_YOUR INSTRUCTIONS_
Count how many lines hold the string "screenshot". Answer with that number and nothing more.

[Data items]
━━━━━━━━━━━━━━━━

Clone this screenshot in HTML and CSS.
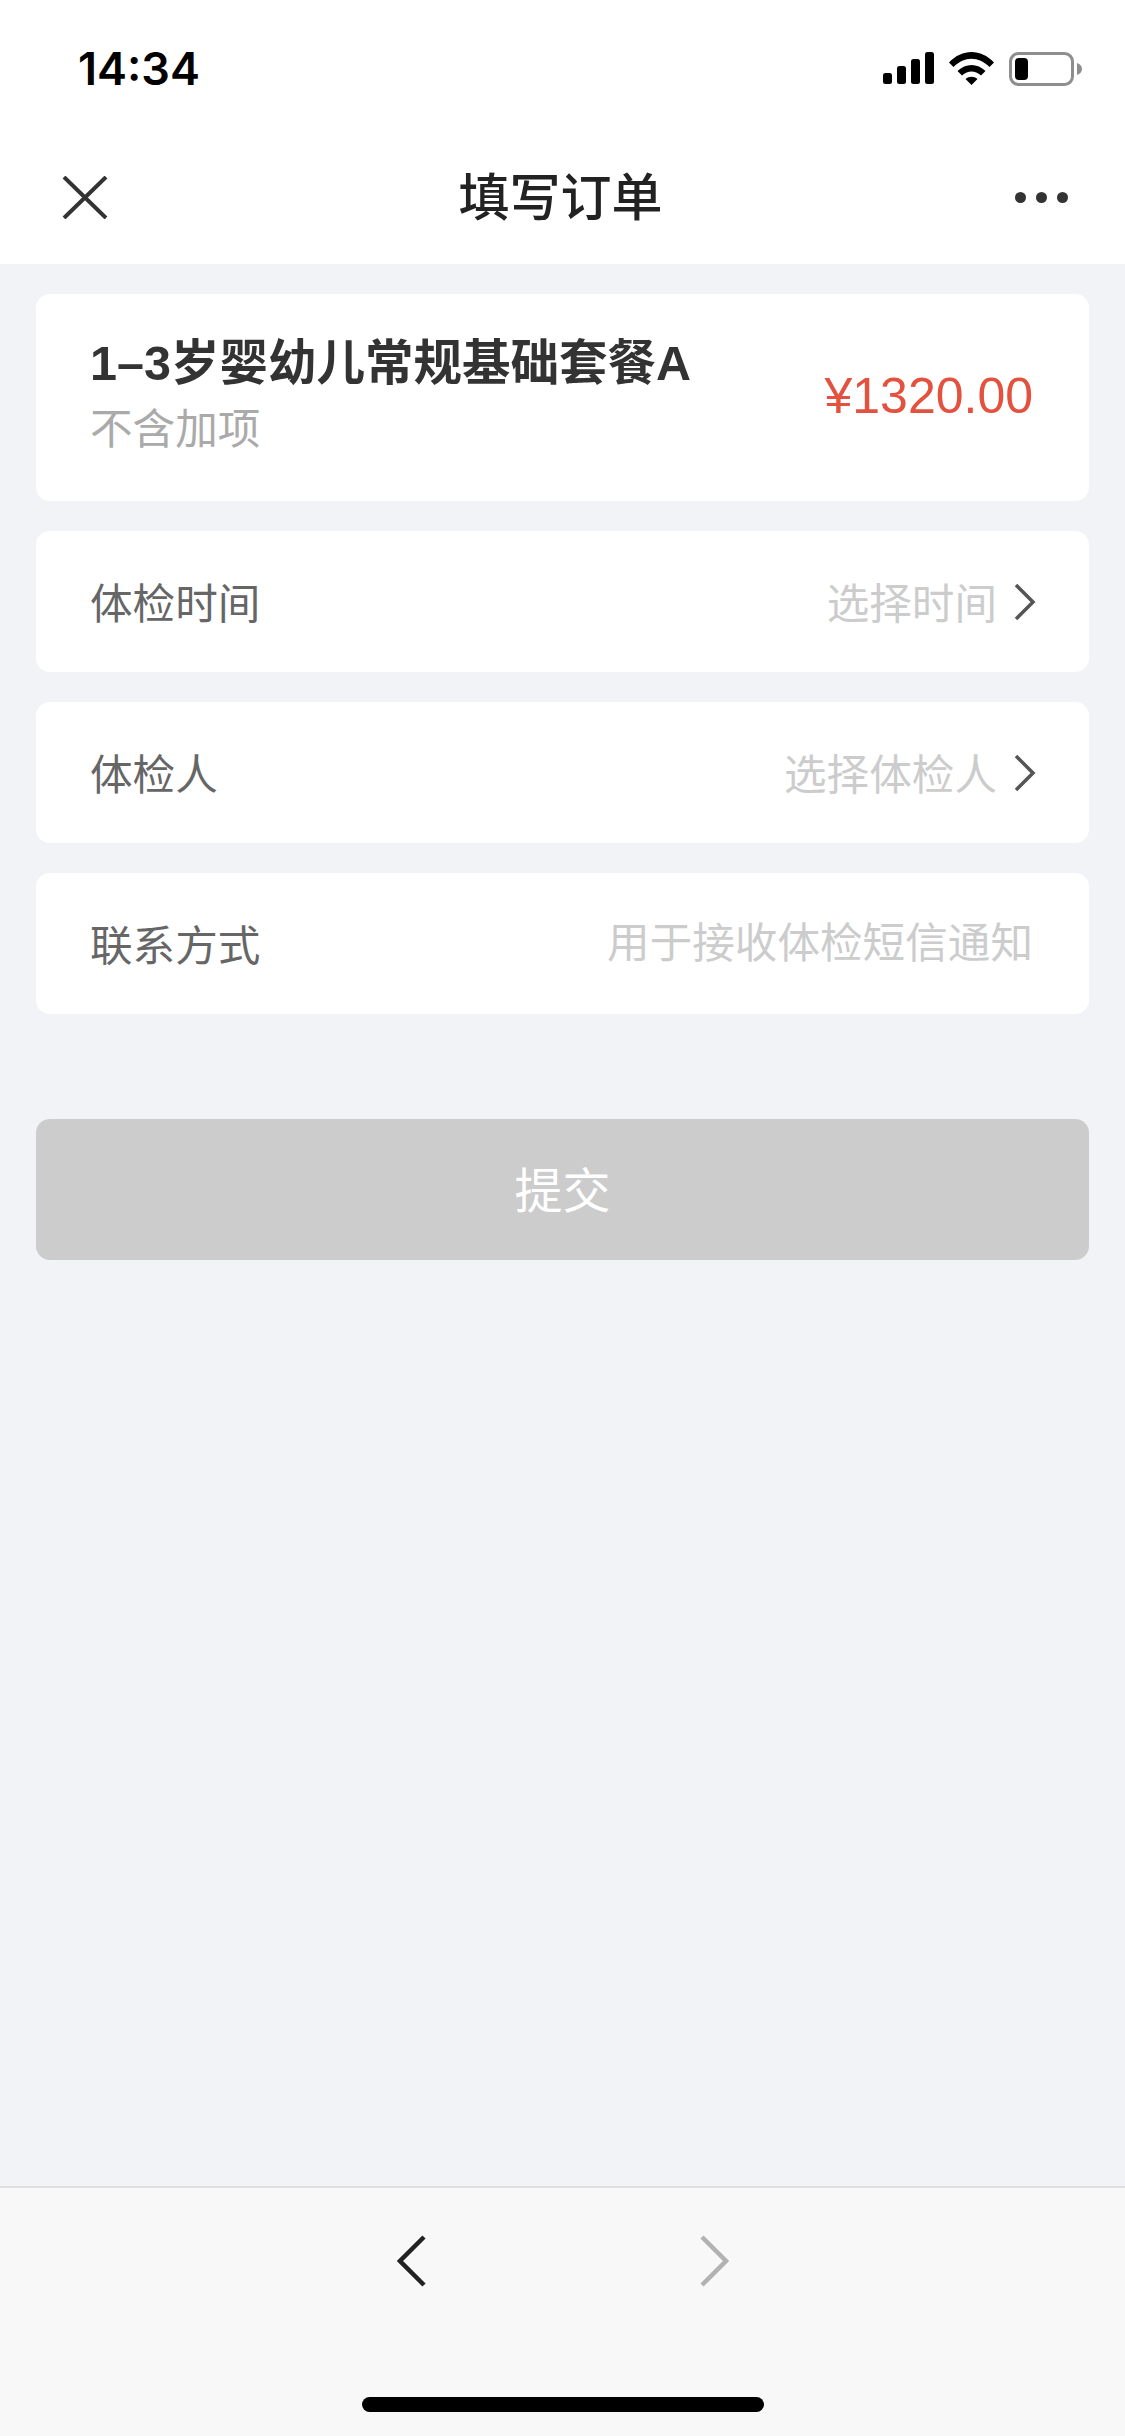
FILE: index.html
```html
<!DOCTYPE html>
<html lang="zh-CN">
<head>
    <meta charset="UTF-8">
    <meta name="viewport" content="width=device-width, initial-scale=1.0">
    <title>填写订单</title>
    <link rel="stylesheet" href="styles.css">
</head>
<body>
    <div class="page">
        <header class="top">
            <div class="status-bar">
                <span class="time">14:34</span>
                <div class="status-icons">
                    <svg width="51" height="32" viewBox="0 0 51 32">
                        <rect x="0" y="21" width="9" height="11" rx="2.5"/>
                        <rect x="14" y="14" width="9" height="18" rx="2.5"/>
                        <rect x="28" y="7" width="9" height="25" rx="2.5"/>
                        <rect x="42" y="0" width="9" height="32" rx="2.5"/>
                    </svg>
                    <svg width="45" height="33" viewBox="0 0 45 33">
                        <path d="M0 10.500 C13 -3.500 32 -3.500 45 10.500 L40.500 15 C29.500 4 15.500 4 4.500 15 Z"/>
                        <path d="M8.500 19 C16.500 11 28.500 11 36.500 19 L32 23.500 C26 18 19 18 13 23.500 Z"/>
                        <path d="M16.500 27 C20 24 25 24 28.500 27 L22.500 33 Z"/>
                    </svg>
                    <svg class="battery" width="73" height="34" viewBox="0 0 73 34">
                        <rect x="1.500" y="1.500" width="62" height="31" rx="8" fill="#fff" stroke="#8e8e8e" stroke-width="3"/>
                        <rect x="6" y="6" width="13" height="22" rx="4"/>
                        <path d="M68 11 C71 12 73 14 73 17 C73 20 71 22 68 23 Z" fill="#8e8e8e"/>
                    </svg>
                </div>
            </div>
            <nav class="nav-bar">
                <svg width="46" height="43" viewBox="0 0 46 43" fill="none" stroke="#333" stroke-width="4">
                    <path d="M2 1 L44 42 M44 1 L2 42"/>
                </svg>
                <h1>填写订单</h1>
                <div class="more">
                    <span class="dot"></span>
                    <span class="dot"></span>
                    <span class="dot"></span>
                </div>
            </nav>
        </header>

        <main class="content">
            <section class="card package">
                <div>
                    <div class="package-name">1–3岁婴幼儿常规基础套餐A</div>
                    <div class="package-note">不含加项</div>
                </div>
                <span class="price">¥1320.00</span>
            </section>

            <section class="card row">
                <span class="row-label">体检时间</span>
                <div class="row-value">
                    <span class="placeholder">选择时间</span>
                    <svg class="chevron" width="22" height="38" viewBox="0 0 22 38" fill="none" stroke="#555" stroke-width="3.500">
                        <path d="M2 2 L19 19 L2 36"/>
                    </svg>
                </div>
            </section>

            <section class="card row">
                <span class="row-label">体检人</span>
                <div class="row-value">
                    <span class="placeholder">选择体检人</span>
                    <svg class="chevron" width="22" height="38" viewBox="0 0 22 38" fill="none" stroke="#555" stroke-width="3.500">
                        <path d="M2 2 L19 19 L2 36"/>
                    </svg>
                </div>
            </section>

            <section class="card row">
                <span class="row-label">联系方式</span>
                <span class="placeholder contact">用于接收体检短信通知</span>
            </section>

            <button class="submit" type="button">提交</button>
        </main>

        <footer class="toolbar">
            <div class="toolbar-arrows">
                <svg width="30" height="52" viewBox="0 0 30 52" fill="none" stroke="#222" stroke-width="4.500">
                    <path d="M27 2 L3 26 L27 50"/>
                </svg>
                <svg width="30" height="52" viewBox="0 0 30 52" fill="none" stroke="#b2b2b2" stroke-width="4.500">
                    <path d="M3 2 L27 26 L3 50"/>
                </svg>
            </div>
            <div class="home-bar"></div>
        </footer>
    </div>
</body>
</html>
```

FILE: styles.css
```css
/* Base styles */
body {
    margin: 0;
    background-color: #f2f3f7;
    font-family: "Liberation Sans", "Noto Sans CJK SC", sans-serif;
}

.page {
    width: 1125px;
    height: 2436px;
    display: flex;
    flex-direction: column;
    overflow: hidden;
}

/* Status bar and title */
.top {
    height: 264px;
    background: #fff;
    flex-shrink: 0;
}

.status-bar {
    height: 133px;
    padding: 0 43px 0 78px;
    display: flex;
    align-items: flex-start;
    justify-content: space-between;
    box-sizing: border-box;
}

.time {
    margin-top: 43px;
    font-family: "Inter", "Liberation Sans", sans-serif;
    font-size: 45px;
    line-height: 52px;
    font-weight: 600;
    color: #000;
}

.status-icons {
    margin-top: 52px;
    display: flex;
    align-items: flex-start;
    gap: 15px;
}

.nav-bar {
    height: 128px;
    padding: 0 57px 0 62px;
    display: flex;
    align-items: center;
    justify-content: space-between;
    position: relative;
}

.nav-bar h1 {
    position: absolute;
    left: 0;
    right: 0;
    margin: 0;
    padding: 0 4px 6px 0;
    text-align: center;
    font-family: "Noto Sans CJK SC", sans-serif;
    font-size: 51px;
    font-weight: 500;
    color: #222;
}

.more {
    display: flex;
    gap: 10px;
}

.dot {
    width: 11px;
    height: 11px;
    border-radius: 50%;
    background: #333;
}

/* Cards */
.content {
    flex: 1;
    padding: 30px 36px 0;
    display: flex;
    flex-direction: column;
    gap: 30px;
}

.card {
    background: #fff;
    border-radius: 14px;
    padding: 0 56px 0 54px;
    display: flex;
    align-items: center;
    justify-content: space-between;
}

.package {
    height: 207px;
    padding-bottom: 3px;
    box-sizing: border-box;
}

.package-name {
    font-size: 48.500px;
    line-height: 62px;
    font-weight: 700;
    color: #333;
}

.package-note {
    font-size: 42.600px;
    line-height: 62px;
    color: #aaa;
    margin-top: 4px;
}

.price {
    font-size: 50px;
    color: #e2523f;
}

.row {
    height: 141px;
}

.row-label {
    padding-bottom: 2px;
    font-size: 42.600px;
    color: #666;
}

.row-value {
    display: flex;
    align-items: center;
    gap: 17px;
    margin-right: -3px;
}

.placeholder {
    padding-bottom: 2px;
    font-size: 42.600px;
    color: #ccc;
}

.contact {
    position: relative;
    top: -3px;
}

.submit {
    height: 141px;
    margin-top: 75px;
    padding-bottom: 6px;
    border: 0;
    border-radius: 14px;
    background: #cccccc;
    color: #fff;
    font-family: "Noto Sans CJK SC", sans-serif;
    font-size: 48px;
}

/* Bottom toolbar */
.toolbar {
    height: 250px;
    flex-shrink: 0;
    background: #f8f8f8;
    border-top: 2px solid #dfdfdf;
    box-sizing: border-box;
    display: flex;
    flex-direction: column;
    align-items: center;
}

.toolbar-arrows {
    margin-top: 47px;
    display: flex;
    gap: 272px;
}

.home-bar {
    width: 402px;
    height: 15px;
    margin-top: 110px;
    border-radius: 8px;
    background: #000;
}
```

━━━━━━━━━━━━━━━━

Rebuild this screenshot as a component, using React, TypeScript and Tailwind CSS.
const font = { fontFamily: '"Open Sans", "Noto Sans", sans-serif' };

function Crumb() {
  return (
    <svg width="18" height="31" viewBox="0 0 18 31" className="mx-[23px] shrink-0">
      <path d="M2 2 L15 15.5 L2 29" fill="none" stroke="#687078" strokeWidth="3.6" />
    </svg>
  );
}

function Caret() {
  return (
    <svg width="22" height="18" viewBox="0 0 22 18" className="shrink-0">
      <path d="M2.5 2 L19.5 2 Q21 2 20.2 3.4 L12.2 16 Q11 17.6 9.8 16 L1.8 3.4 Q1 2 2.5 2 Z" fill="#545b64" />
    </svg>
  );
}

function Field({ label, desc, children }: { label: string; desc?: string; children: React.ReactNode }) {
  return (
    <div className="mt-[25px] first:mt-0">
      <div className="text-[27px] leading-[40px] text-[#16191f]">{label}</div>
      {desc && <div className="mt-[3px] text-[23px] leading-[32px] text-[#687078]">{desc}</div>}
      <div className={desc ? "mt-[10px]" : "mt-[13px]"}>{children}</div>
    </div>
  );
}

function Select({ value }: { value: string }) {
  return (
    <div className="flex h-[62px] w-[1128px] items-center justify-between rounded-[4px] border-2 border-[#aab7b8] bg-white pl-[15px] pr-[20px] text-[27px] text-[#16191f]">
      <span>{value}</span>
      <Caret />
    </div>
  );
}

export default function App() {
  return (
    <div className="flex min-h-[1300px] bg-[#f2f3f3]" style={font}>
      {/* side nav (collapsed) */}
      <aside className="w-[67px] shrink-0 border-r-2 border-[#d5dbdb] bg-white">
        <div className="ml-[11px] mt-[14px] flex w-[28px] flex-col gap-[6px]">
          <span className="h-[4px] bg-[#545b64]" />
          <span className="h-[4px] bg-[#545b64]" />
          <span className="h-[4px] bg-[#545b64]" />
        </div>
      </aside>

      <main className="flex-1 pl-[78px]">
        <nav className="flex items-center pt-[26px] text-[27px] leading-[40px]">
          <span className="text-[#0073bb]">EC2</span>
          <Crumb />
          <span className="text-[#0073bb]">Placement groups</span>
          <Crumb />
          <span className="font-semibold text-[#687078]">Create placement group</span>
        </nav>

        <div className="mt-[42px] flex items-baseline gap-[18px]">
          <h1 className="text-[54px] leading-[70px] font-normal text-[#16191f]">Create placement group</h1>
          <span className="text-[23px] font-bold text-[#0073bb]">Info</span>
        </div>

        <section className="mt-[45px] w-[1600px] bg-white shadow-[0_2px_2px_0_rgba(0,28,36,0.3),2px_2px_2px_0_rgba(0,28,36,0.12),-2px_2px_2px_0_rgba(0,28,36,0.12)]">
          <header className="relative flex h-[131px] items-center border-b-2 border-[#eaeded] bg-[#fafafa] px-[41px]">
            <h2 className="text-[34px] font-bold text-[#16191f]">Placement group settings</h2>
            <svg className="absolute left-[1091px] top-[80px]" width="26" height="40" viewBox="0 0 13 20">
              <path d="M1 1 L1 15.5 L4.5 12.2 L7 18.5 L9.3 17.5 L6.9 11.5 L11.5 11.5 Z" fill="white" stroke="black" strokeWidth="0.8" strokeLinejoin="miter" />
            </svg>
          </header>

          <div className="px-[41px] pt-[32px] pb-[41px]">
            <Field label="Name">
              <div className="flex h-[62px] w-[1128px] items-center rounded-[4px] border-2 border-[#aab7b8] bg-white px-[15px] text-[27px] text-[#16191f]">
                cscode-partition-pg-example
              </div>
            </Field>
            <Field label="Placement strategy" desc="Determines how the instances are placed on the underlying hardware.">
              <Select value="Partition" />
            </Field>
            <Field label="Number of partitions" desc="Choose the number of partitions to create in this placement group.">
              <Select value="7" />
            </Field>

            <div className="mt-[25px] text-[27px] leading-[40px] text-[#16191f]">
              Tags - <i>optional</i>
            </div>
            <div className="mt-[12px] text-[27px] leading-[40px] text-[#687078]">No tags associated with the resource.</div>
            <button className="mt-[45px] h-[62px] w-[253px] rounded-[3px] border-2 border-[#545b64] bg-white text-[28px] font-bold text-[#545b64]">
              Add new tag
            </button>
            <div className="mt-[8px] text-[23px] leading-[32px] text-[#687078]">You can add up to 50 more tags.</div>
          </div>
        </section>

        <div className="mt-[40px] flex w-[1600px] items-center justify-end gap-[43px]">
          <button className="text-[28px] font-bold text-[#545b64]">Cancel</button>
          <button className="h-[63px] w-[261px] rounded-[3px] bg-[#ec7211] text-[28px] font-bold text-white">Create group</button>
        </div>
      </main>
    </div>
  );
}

━━━━━━━━━━━━━━━━

_SOLUTION_
2